As aircraft and ships continued to search for debris which might be that of the missing flight MH370 on Friday a Malaysian woman on a flight across the Indian Ocean claimed to have seen an aircraft in the water near the Andaman Islands on the day the jet disappeared.
The Kuala Lumpur wife was so convinced about what she saw at 2.30pm on March 8, several hours after MH370 vanished, that she filed an official report with police that very day – a full five days before the search for the plane was expanded to the area around the Andaman Islands.
News of her apparent sighting came as a blank was drawn after two days of searching in the Indian Ocean for two objects deemed by experts as possibly being from the missing plane.
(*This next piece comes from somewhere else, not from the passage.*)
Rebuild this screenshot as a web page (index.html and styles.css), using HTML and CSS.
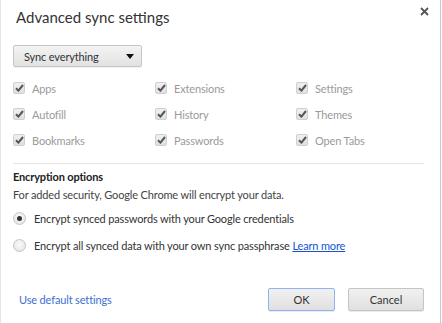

But Mrs Dalelah insisted to the paper: ‘I know what I saw. I am convinced that I saw the aircraft. I will not lie. I had just returned from my pilgrimage.’
A large part of what she thought was an aircraft was submerged, she said. When she tried to tell an air stewardess what she had seen, she was told to get some sleep.
When her plane landed at Kuala Lumpur at about 4pm on that Saturday she told her children what she had seen. ‘That is when they told me that MH370 had gone missing,’ she told the paper.
‘My son-in-law, a policeman, was convinced that I had seen an aircraft and asked me to lodge a police report the same day.
‘Many of my friends on the flight doubted me at first, but they are beginning to believe me now that we know the plane (MH370) turned back and entered the Indian Ocean.’
Many will warn against dismissing Mrs Dalelah’s claims too quickly. The islands do lie across a route MH370 could have taken after radar contact was lost and it would easily have been able to reach them before Mrs Dalelah’s sighting at 2.30pm.
After its transponder was turned off at 1.21am on March 8 the plane, with enough fuel to last 2,500 miles, turned west, following an established route towards India.
An ephemeral satellite ping registered at 8.11am suggested the plane was heading in one of two directions – south to where the potential debris was spotted, or north into China and central Asia.
The Andaman Islands lie 890 miles to the north-west of Kuala Lumpur, well within range.
Officials still haven’t ruled out MH370 being found in a northerly location, with aircraft and ships renewing their search in the Andaman Sea between India and Thailand on Friday.